Nevertheless! The tomatoes are growing in a variety of buckets big and small, suits me better than growing straight in the ground. This year I’ve tested a row of smallish buckets (the ones in the pic) for the cherry tomatoes. And they’re working brilliantly.

For a start, it’s recycling at best. I collected a ton of mayonnaise buckets from the local pizzeria during the winter and put them on stock. Each tomato bucket is made up of two pizzeria buckets. In the inner buckets I drilled normal drainage holes and in the outer buckets I just drilled a couple of holes on the side (as you can see in the pic). That means that all the valuable Bokashi  juice that drains from the soil is collected in the lower bucket and eventually taken up by the plant. If there’s too much water the excess will drain off through the side holes, but I try to manage it so nothing much is lost.

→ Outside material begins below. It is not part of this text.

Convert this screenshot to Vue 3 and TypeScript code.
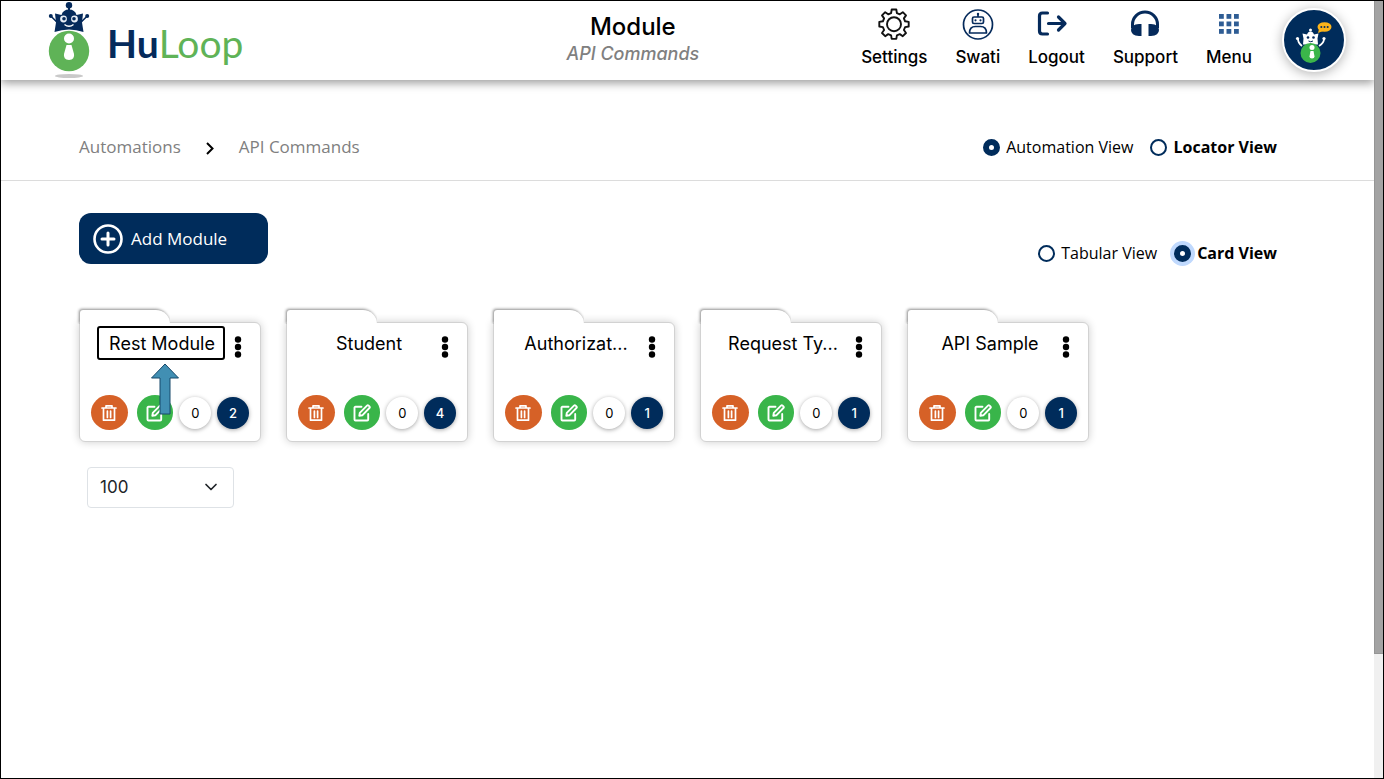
<script setup lang="ts">
import { ref } from 'vue'

interface ModuleCard {
  title: string
  pending: number
  total: number
  highlighted?: boolean
}

const modules: ModuleCard[] = [
  { title: 'Rest Module', pending: 0, total: 2, highlighted: true },
  { title: 'Student', pending: 0, total: 4 },
  { title: 'Authorizat...', pending: 0, total: 1 },
  { title: 'Request Ty...', pending: 0, total: 1 },
  { title: 'API Sample', pending: 0, total: 1 },
]

const scope = ref('automation')
const layout = ref('card')
const pageSize = ref(100)
const gridCells = [0, 1, 2, 3, 4, 5, 6, 7, 8]
</script>

<template>
  <div class="window">
    <div class="page">
      <header class="topbar">
        <a class="brand" href="#">
          <svg class="brand-bot" viewBox="0 0 42 78" aria-hidden="true">
            <ellipse cx="21" cy="75" rx="14" ry="2" fill="#c9c9c9" />
            <circle cx="21" cy="4.200" r="3.200" fill="#052a5b" />
            <path d="M20 6h2v4h-2z" fill="#052a5b" />
            <circle cx="2.800" cy="15" r="2" fill="#052a5b" />
            <circle cx="39.200" cy="15" r="2" fill="#052a5b" />
            <path d="M2.800 15l6 6M39.200 15l-6 6" stroke="#052a5b" stroke-width="1.600" />
            <path d="M7 12.500l6.500 1.500q1.500-5.500 7.500-5.500t7.500 5.500l6.500-1.500-1 9 1.500 9.500q-14.500-5-29 0l1.500-9.500z" fill="#052a5b" />
            <circle cx="15.500" cy="18" r="3.400" fill="#e7edf5" />
            <circle cx="26.500" cy="18" r="3.400" fill="#e7edf5" />
            <circle cx="16" cy="17.800" r="1.800" fill="#052a5b" />
            <circle cx="26" cy="17.800" r="1.800" fill="#052a5b" />
            <path d="M16.500 23.500q4.500 3.500 9 0" fill="none" stroke="#fff" stroke-width="1.400" />
            <circle cx="21" cy="50" r="20.200" fill="#5fb357" />
            <circle cx="21" cy="37.500" r="5" fill="#fff" />
            <path d="M18.500 44h5l2.500 9q1 5.500-5 6-6-.5-5-6z" fill="#fff" />
          </svg>
          <span class="brand-name"><b>Hu</b>Loop</span>
        </a>

        <div class="heading">
          <h1>Module</h1>
          <p>API Commands</p>
        </div>

        <nav class="actions">
          <a href="#" class="action">
            <svg class="icon" viewBox="0 0 32 32" aria-hidden="true">
              <g fill="none" stroke="#111" stroke-width="1.900" stroke-linejoin="round">
                <path d="M13.700 1.500h4.600l.6 3.600 2.900 1.200 3-2.100 3.200 3.200-2.100 3 1.200 2.900 3.600.6v4.600l-3.600.6-1.200 2.900 2.100 3-3.200 3.200-3-2.100-2.900 1.200-.6 3.600h-4.600l-.6-3.600-2.900-1.200-3 2.100-3.200-3.200 2.100-3-1.200-2.900-3.600-.6v-4.600l3.600-.6 1.200-2.900-2.100-3 3.200-3.200 3 2.100 2.900-1.200z" />
                <circle cx="16" cy="16.200" r="7" />
              </g>
            </svg>
            <span>Settings</span>
          </a>
          <a href="#" class="action">
            <svg class="icon" viewBox="0 0 32 32" aria-hidden="true">
              <g fill="none" stroke="#052a5b" stroke-width="1.700">
                <circle cx="16" cy="16.500" r="14.500" />
                <rect x="10.500" y="9" width="11" height="6.500" rx="1.500" />
                <path d="M16 9v-3M7.500 25q0-6.500 6-6.500h5q6 0 6 6.500z" stroke-linejoin="round" />
              </g>
              <g fill="#052a5b">
                <circle cx="16" cy="6" r="1.200" />
                <circle cx="13.500" cy="12.300" r="1.100" />
                <circle cx="18.500" cy="12.300" r="1.100" />
              </g>
            </svg>
            <span>Swati</span>
          </a>
          <a href="#" class="action">
            <svg class="icon" viewBox="0 0 32 32" aria-hidden="true">
              <path d="M6.500 5H1.500q-3 0-3 3v15q0 3 3 3h5M7.500 15.500H23.500M17.500 9l6.500 6.500-6.500 6.500" fill="none" stroke="#052a5b" stroke-width="3.200" stroke-linecap="round" stroke-linejoin="round" />
            </svg>
            <span>Logout</span>
          </a>
          <a href="#" class="action">
            <svg class="icon" viewBox="0 0 32 32" aria-hidden="true">
              <path d="M3.500 20v-3.500a12.500 12.500 0 0 1 25 0v3.500" fill="none" stroke="#052a5b" stroke-width="3" />
              <path d="M12.500 16v12h-2.500q-8-.5-8-6t8-6zM19.500 16v12h2.500q8-.5 8-6t-8-6z" fill="#052a5b" />
            </svg>
            <span>Support</span>
          </a>
          <a href="#" class="action">
            <svg class="icon" viewBox="0 0 32 32" aria-hidden="true">
              <rect v-for="n in gridCells" :key="n" :x="6 + (n % 3) * 7.5" :y="6 + Math.floor(n / 3) * 7.5" width="4.800" height="4.800" fill="#2f5d94" />
            </svg>
            <span>Menu</span>
          </a>
          <button class="assistant" type="button" aria-label="Assistant">
            <svg viewBox="0 0 60 60" aria-hidden="true">
              <ellipse cx="40.500" cy="17" rx="7" ry="4.800" fill="#fbb41a" />
              <path d="M35 19l-1 4 5-2z" fill="#fbb41a" />
              <g fill="#052a5b">
                <circle cx="37.300" cy="17" r="1" />
                <circle cx="40.500" cy="17" r="1" />
                <circle cx="43.700" cy="17" r="1" />
              </g>
              <path d="M18 36q-4-3-4-7M35 36q5-3 5-7" fill="none" stroke="#fff" stroke-width="1.800" />
              <circle cx="13.500" cy="28.500" r="1.600" fill="#fff" />
              <circle cx="40" cy="28.500" r="1.600" fill="#fff" />
              <circle cx="26.500" cy="20" r="1.500" fill="#fff" />
              <path d="M18.500 23.500l4.500 1q1-3 3.500-3t3.500 3l4.500-1-1 5 .5 6H19l.5-6z" fill="#fff" />
              <circle cx="24" cy="27.500" r="1.300" fill="#052a5b" />
              <circle cx="29.500" cy="27.500" r="1.300" fill="#052a5b" />
              <path d="M24.500 31q2.200 1.500 4.500 0" fill="none" stroke="#052a5b" />
              <circle cx="26.500" cy="43" r="10" fill="#3bb54a" />
              <circle cx="28" cy="37.500" r="2.500" fill="#fff" />
              <path d="M26.500 41h3l1 5.500q0 2-2.500 2t-2.500-2z" fill="#fff" />
            </svg>
          </button>
        </nav>
      </header>

      <div class="subbar">
        <nav class="crumbs">
          <a href="#">Automations</a>
          <svg viewBox="0 0 12 16" aria-hidden="true">
            <path d="M3 4l5.500 5.500L3 15" fill="none" stroke="#000" stroke-width="2" />
          </svg>
          <a href="#">API Commands</a>
        </nav>
        <div class="choices">
          <label><input v-model="scope" type="radio" name="scope" value="automation" />Automation View</label>
          <label class="strong"><input v-model="scope" type="radio" name="scope" value="locator" />Locator View</label>
        </div>
      </div>

      <main class="content">
        <div class="toolbar">
          <button class="add" type="button">
            <svg viewBox="0 0 30 30" aria-hidden="true">
              <circle cx="15" cy="15" r="13.500" fill="none" stroke="#fff" stroke-width="2.600" />
              <path d="M15 9v12M9 15h12" stroke="#fff" stroke-width="3" stroke-linecap="round" />
            </svg>
            Add Module
          </button>
          <div class="choices">
            <label><input v-model="layout" type="radio" name="layout" value="tabular" />Tabular View</label>
            <label class="strong"><input v-model="layout" class="halo" type="radio" name="layout" value="card" />Card View</label>
          </div>
        </div>

        <section class="cards">
          <article v-for="item in modules" :key="item.title" class="card">
            <div class="card-head">
              <h2>{{ item.title }}</h2>
              <button class="kebab" type="button" aria-label="More options">
                <svg viewBox="0 0 8 22" aria-hidden="true">
                  <circle cx="4" cy="3.500" r="3.200" />
                  <circle cx="4" cy="11" r="3.200" />
                  <circle cx="4" cy="18.500" r="3.200" />
                </svg>
              </button>
            </div>
            <div class="card-foot">
              <button class="round delete" type="button" aria-label="Delete">
                <svg viewBox="0 0 18 18" aria-hidden="true">
                  <path d="M2 4h14M6 3.500V1.800h6v1.700M3.500 4v12.200h11V4M7.400 7v6.500M10.600 7v6.500" fill="none" stroke="#fff" stroke-width="1.700" stroke-linejoin="round" stroke-linecap="round" />
                </svg>
              </button>
              <button class="round edit" type="button" aria-label="Edit">
                <svg viewBox="0 0 18 18" aria-hidden="true">
                  <path d="M8.500 2.800H2.500q-1 0-1 1v11.700q0 1 1 1h11.700q1 0 1-1V10M6.300 11.800l.5-3L14 1.600q.8-.7 1.600 0l.8.8q.8.800 0 1.600L9.300 11.300z" fill="none" stroke="#fff" stroke-width="1.900" stroke-linejoin="round" stroke-linecap="round" />
                </svg>
              </button>
              <span class="count">{{ item.pending }}</span>
              <span class="count filled">{{ item.total }}</span>
            </div>
            <template v-if="item.highlighted">
              <span class="callout"></span>
              <svg class="pointer" viewBox="0 0 30 52" aria-hidden="true">
                <path d="M15 1l13.500 14H20v36H10V15H1.500z" fill="#418fb3" stroke="#17496b" stroke-width="1" />
              </svg>
            </template>
          </article>
        </section>

        <div class="page-size">
          <select v-model="pageSize" aria-label="Modules per page">
            <option :value="25">25</option>
            <option :value="50">50</option>
            <option :value="100">100</option>
          </select>
          <svg viewBox="0 0 14 10" aria-hidden="true">
            <path d="M2 2.500l5 5 5-5" fill="none" stroke="#212529" stroke-width="1.700" stroke-linecap="round" stroke-linejoin="round" />
          </svg>
        </div>
      </main>
    </div>
    <div class="scroll-track"><div class="scroll-thumb"></div></div>
  </div>
</template>

<style>
body {
  margin: 0;
}
</style>

<style scoped>
* {
  box-sizing: border-box;
}

.window {
  display: flex;
  min-height: 100vh;
  border: 1px solid #000;
  background: #fff;
  color: #000;
  font-family: 'Open Sans', 'Noto Sans', sans-serif;
  font-size: 16px;
}

.page {
  flex: 1;
  min-width: 0;
}

a {
  color: inherit;
  text-decoration: none;
}

button {
  padding: 0;
  border: 0;
  color: inherit;
  font: inherit;
  cursor: pointer;
}

svg {
  display: block;
}

.topbar {
  display: flex;
  height: 79px;
  padding-right: 28px;
  box-shadow: 0 3px 9px rgba(0, 0, 0, 0.4);
}

.brand {
  display: flex;
  flex: 0 0 30%;
  align-items: flex-start;
  gap: 17px;
  padding-left: 47px;
}

.brand-bot {
  width: 42px;
  height: 78px;
}

.brand-name {
  margin-top: 19px;
  color: #5fb357;
  font-family: Lato, sans-serif;
  font-size: 39px;
  line-height: 46px;
}

.brand-name b {
  color: #052a5b;
  font-weight: 700;
}

.heading {
  flex: 1;
  padding-top: 10px;
  font-family: Inter, sans-serif;
  text-align: center;
}

.heading h1 {
  margin: 0;
  font-size: 24px;
  font-weight: 500;
  line-height: 32px;
}

.heading p {
  margin: 0;
  color: #808080;
  font-size: 18px;
  font-style: italic;
  font-weight: 500;
  line-height: 22px;
}

.actions {
  display: flex;
  gap: 28px;
  padding-top: 7px;
}

.action {
  display: flex;
  flex-direction: column;
  align-items: center;
  gap: 5px;
  font-family: Inter, sans-serif;
  font-size: 17px;
  font-weight: 500;
  line-height: 24px;
}

.icon {
  width: 32px;
  height: 32px;
  overflow: visible;
}

.assistant {
  width: 64px;
  height: 64px;
  margin-left: 2px;
  border: 2px solid #fff;
  border-radius: 50%;
  background: #002c5b;
  box-shadow: 0 2px 12px rgba(0, 0, 0, 0.3);
}

.subbar {
  display: flex;
  align-items: flex-end;
  justify-content: space-between;
  height: 101px;
  padding: 0 97px 21px 78px;
  border-bottom: 1px solid #dcdcdc;
}

.crumbs {
  display: flex;
  align-items: center;
  gap: 23px;
  color: #808080;
  font-size: 17px;
  line-height: 24px;
}

.crumbs svg {
  width: 12px;
  height: 16px;
}

.choices {
  display: flex;
  gap: 17px;
}

.choices label {
  display: flex;
  align-items: center;
  gap: 6px;
  line-height: 24px;
}

.choices .strong {
  font-weight: 700;
}

.choices input {
  width: 17px;
  height: 17px;
  margin: 0;
  border: 2px solid #002c5b;
  border-radius: 50%;
  appearance: none;
  background: #fff;
}

.choices input:checked {
  border-width: 6px;
}

.choices .halo:checked {
  box-shadow: 0 0 0 4px #c0d9fd;
}

.content {
  padding: 32px 97px 32px 78px;
}

.toolbar {
  display: flex;
  align-items: flex-start;
  justify-content: space-between;
}

.toolbar .choices {
  padding-top: 28px;
}

.add {
  display: flex;
  align-items: center;
  gap: 8px;
  width: 189px;
  height: 51px;
  padding-left: 14px;
  border-radius: 12px;
  background: #002c5b;
  color: #fff;
  font-size: 17px;
}

.add svg {
  width: 30px;
  height: 30px;
}

.cards {
  display: flex;
  flex-wrap: wrap;
  gap: 25px;
  padding-top: 57px;
}

.card {
  position: relative;
  display: flex;
  flex-direction: column;
  justify-content: space-between;
  width: 182px;
  height: 120px;
  padding: 8px 11px 11px 0;
  border: 1px solid #d2d2d2;
  border-radius: 2px 6px 6px 6px;
  background: #fff;
  box-shadow: 0 0 8px rgba(0, 0, 0, 0.2);
}

.card::before {
  content: '';
  position: absolute;
  top: -13px;
  left: 0;
  width: 90px;
  height: 14px;
  border-radius: 4px 18px 0 0;
  background: #fff;
  box-shadow: -1px -1px 3px rgba(0, 0, 0, 0.45);
  clip-path: inset(-6px 0 0 -6px);
}

.card-head {
  display: flex;
  padding-left: 10px;
}

.card h2 {
  flex: 1;
  margin: 0;
  font-family: Inter, sans-serif;
  font-size: 18px;
  font-weight: 400;
  line-height: 26px;
  text-align: center;
  white-space: nowrap;
}

.kebab {
  padding: 5px 7px 0 0;
  background: none;
}

.kebab svg {
  width: 8px;
  height: 22px;
}

.card-foot {
  display: flex;
  align-items: center;
  gap: 6px;
  padding-left: 11px;
}

.round {
  display: flex;
  align-items: center;
  justify-content: center;
  width: 37px;
  height: 35px;
  border-radius: 50%;
}

.round svg {
  width: 18px;
  height: 18px;
}

.delete {
  margin-right: 3px;
  background: #d66127;
}

.edit {
  background: #39b54a;
}

.count {
  width: 32px;
  height: 32px;
  border-radius: 50%;
  background: #fff;
  box-shadow: 0 1px 4px rgba(0, 0, 0, 0.35);
  font-family: Inter, sans-serif;
  font-size: 13px;
  line-height: 32px;
  text-align: center;
}

.count.filled {
  background: #002c5b;
  color: #fff;
  font-weight: 500;
}

.callout {
  position: absolute;
  top: 3px;
  left: 17px;
  width: 128px;
  height: 34px;
  border: 2px solid #000;
  border-radius: 3px;
  pointer-events: none;
}

.pointer {
  position: absolute;
  top: 40px;
  left: 70px;
  width: 30px;
  height: 52px;
  pointer-events: none;
}

.page-size {
  position: relative;
  width: 147px;
  margin: 25px 0 0 8px;
}

.page-size select {
  display: block;
  width: 100%;
  height: 41px;
  padding: 0 12px 2px;
  border: 1px solid #dee2e6;
  border-radius: 4px;
  appearance: none;
  background: #fff;
  color: #212529;
  font-family: Inter, sans-serif;
  font-size: 17px;
}

.page-size svg {
  position: absolute;
  top: 15px;
  right: 16px;
  width: 14px;
  height: 10px;
  pointer-events: none;
}

.scroll-track {
  width: 9px;
  background: #f0f0f0;
}

.scroll-thumb {
  height: 84%;
  border: 1px solid #959595;
  border-width: 0 0 1px 1px;
  background: #a3a3a3;
}
</style>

And it certainly makes life easier when you go away for a couple of days to know the guys have a little water reserve of their own underfoot.

Nutrients? Well, the Bokashi soil goes a long way so I don’t usually start adding extra nutrients till quite some way down the track. I fill the buckets with one-third Bokashi straight from the kitchen and two-thirds soil (just cheap potting mix). You could mix it first but I normally don’t bother, just throw in a thin layer of soil first then the Bokashi then the rest of the soil.

Later in the season I usually top up the soil with some grass clippings (nitrogen power-boost but also helps keep the moisture in place) and some bokashi juice from the bin in the kitchen. None of it is that systematic mind you, most things in my garden tend to happen on the spur of the moment.

One question that comes up quite often is what happens if you overdose the Bokashi, too much of the good life. Will you just get a lot of leaves and no fruit? Or overgrown tomatoes with no taste?

Well, you have to admit things certainly grow well in this supersoil. And I’ve had a few things grow bigger and faster than I would have maybe chosen. But with a bit of common sense you usually find a reasonable balance quite soon — just look at the Bokashi you dig down as being as strong as cow dung, possibly stronger and go from there.

I ran into a woman living nearby a while ago, she’s one of these great gardeners that has grown everything that goes on the kitchen table for the last 30 years, and has been using Bokashi for some three years. Of course I was curious! But she said, there’s a bit of a problem… Oh? (Yikes, I’m thinking…) What’s that? Well, you see it’s my cherry tomatoes. Yes, and? Well, they’re big. Much bigger than I’ve ever grown before. So how do they taste, watery? No, they’re just marvellous! Healthy, juicy and delicious. They’re just bigger than any I’ve seen before! So there’s no real problem then…? Nope, this Bokashi thing is just brilliant!

Phew.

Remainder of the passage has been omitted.